Aspen forests.

“I cannot remember the books I’ve read any more than the meals I have eaten; even so, they have made me.” Ralph Waldo Emerson

There is a thought that’s been bubbling up in me lately, and it’s a comforting one.  Maybe it’s part of growing older- or, the nicer way of saying it- maturing.  Or gaining wisdom.  I don’t know.  Whatever it is, I like it.

You see, I’ve always felt, when looking on something remarkably beautiful, that I had to grab it and hold it somehow.  This impulse isn’t necessarily a bad one- I believe it’s often what makes artists paint and writers write and photographers grab their cameras- we want to hold onto beauty.  But as I stood, one month ago, surrounded by an aspen forest near Santa Fe, New Mexico, breathing in the crisp, cool air rich with the smell of autumn,  instead of experiencing my usual feeling of wanting to grasp tightly what I was seeing, I realized that what I was seeing was becoming part of me.

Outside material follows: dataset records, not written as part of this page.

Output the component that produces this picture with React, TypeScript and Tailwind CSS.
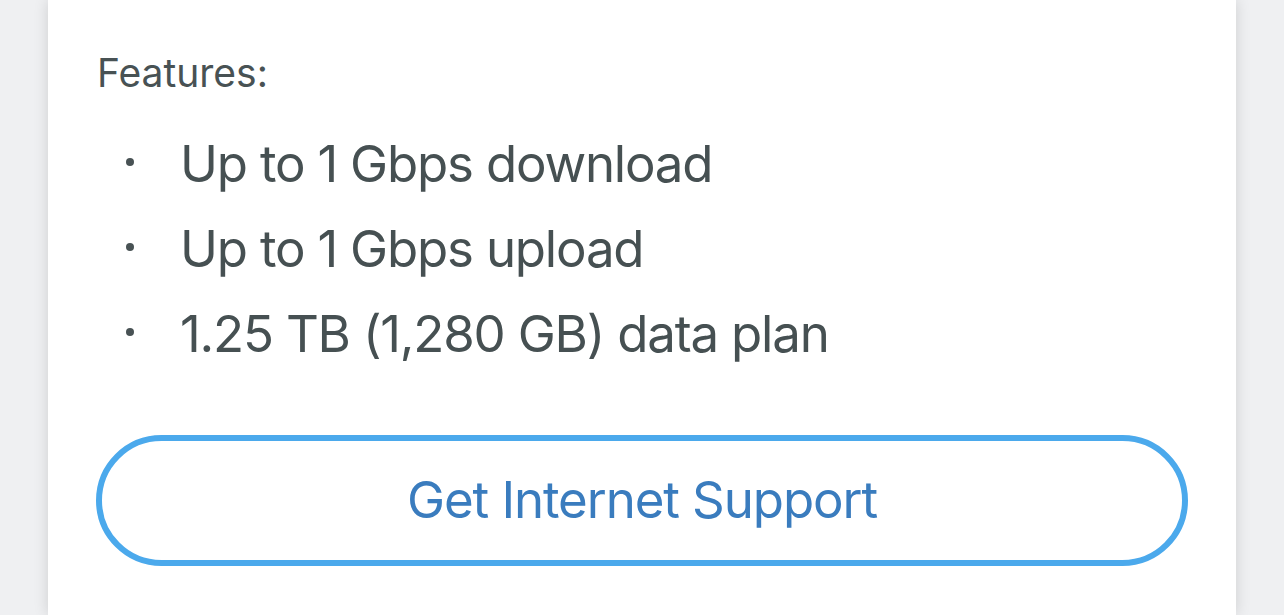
import React from 'react';

const features = [
    'Up to 1 Gbps download',
    'Up to 1 Gbps upload',
    '1.25 TB (1,280 GB) data plan'
];

const App = () => {
    return (
        <div className="w-full h-[615px] overflow-hidden bg-[#eff0f2] px-[48px] font-['Inter',sans-serif]">
            <div className="h-full bg-white shadow-[0_0_14px_rgba(0,0,0,0.14)] px-[48px] pt-[49px]">
                <div className="text-[39px] leading-[48px] text-[#485254] pl-[1px]">Features:</div>
                <ul className="mt-[24px]">
                    {features.map((item) => (
                        <li key={item} className="flex items-center h-[85px]">
                            <span className="ml-[30px] w-[8px] h-[8px] rounded-full bg-[#485254] -mt-[3px]" />
                            <span className="ml-[46px] text-[51px] leading-[85px] tracking-[-1.2px] text-[#465052]">{item}</span>
                        </li>
                    ))}
                </ul>
                <button
                    type="button"
                    className="mt-[59px] w-full h-[131px] rounded-full border-[6px] border-[#4ba9ec] bg-white text-[51px] tracking-[-1.1px] text-[#3a7cbe] flex items-center justify-center"
                >
                    Get Internet Support
                </button>
            </div>
        </div>
    );
};

export default App;
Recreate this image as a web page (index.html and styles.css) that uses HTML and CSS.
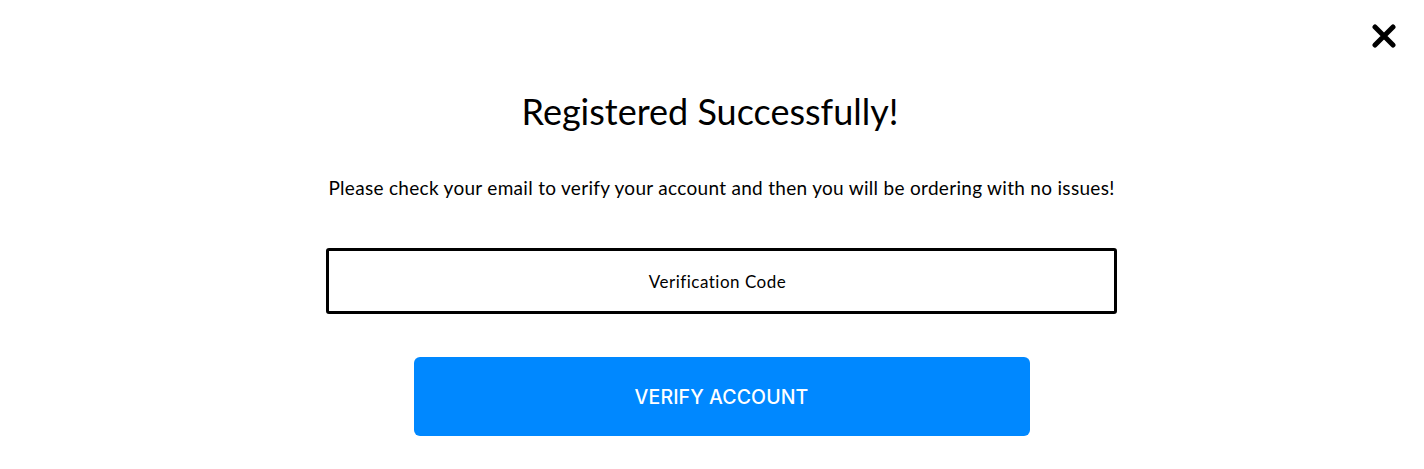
FILE: index.html
```html
<!DOCTYPE html>
<html>
<head>
<meta charset="utf-8">
<link rel="stylesheet" href="styles.css">
</head>
<body>
<div class="page">
  <button class="close" aria-label="Close">
    <svg width="24" height="24" viewBox="0 0 24 24"><path d="M3 3 L21 21 M21 3 L3 21" stroke="#000" stroke-width="5" stroke-linecap="round"/></svg>
  </button>
  <div class="modal">
    <h1 class="title">Registered Successfully!</h1>
    <p class="text">Please check your email to verify your account and then you will be ordering with no issues!</p>
    <input class="code" type="text" placeholder="Verification Code">
    <button class="verify">VERIFY ACCOUNT</button>
  </div>
</div>
</body>
</html>
```
FILE: styles.css
```css
html, body {
  margin: 0;
  padding: 0;
  background: #fff;
}
.page {
  width: 1424px;
  height: 469px;
  position: relative;
  box-sizing: border-box;
  padding: 0 0 0 19px;
}
.close {
  position: absolute;
  top: 24px;
  right: 28px;
  width: 24px;
  height: 24px;
  padding: 0;
  border: 0;
  background: none;
}
.modal {
  display: flex;
  flex-direction: column;
  align-items: center;
  padding-top: 88px;
  font-family: Lato, "Open Sans", sans-serif;
}
.title {
  margin: 0 23px 0 0;
  font-weight: 400;
  font-size: 36px;
  line-height: 46px;
  color: #000;
}
.text {
  margin: 42px 0 0 0;
  font-size: 19px;
  letter-spacing: 0.3px;
  line-height: 24px;
  color: #000;
}
.code {
  margin-top: 48px;
  width: 791px;
  height: 66px;
  box-sizing: border-box;
  border: 3px solid #000;
  border-radius: 3px;
  text-align: center;
  font-family: Lato, sans-serif;
  font-size: 17px;
  letter-spacing: 0.5px;
  padding: 0 8px 0 0;
  outline: none;
}
.code::placeholder {
  color: #000;
}
.verify {
  margin-top: 43px;
  width: 616px;
  height: 79px;
  border: 0;
  border-radius: 6px;
  background: #0088ff;
  color: #fff;
  font-family: Inter, "Open Sans", sans-serif;
  font-weight: 500;
  font-size: 19.5px;
  letter-spacing: 0.1px;
}
```
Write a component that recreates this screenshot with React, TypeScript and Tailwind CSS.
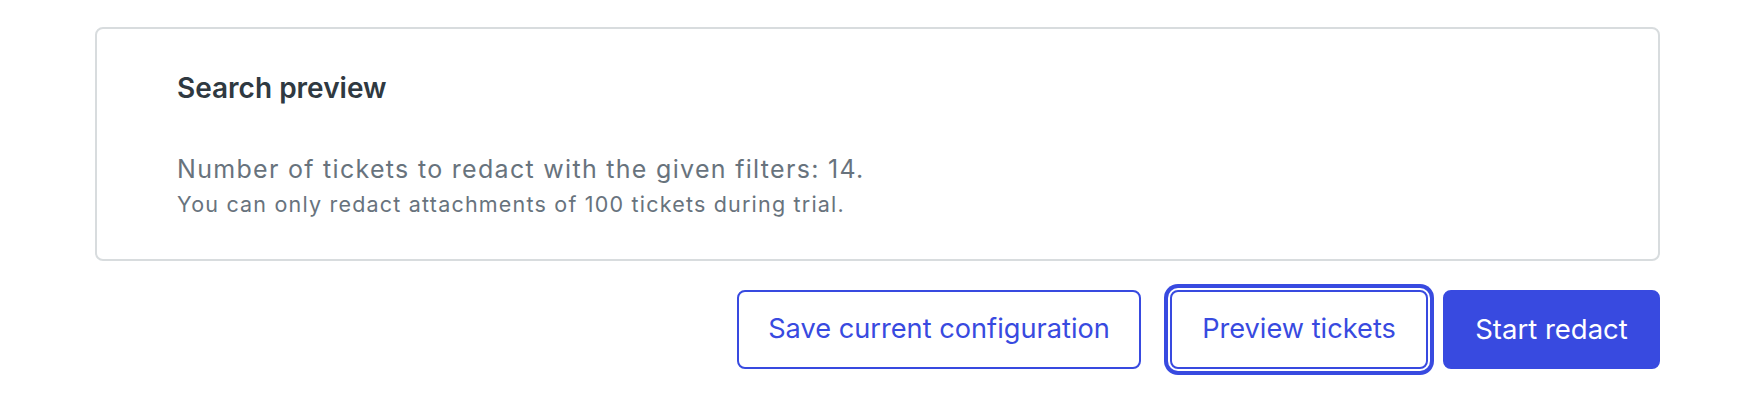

Without me doing anything.

And I just stood and drank it in.  So much beauty, the impossible yellows of the aspen leaves against white trunks juxtaposed against broody gray storm clouds, and it is now part of who I am. Just like all the amazing books I’ve read and incredible meals I’ve eaten, this beauty has made me, I’d like to think, into who I am.

If you don’t believe me, maybe you’ll believe Walt Whitman, from one of my favorite poems:

“There was a child went forth every day,
And the first object he looked upon and received with wonder or pity or love or dread, that object he became,
And that object became part of him for the day or a certain part of the day . . . . or for many years or stretching cycles of years.

The early lilacs became part of this child,
And grass, and white and red morningglories, and white and red clover, and the song of the phœbe-bird,
And the March-born lambs, and the sow’s pink-faint litter, and the mare’s foal, and the cow’s calf, and the noisy brood of the barn-yard or by the mire of the pond-side . . and the fish suspending themselves so curiously below there . . . and the beautiful curious liquid . . and the water-plants with their graceful flat heads . . all became part of him.”

Maybe this means I’m getting better at living in the moment?  Or becoming less Type A (which definitely needs to happen)?  I don’t really know.

But don’t worry.  I still took pictures.  I’m not that relaxed yet.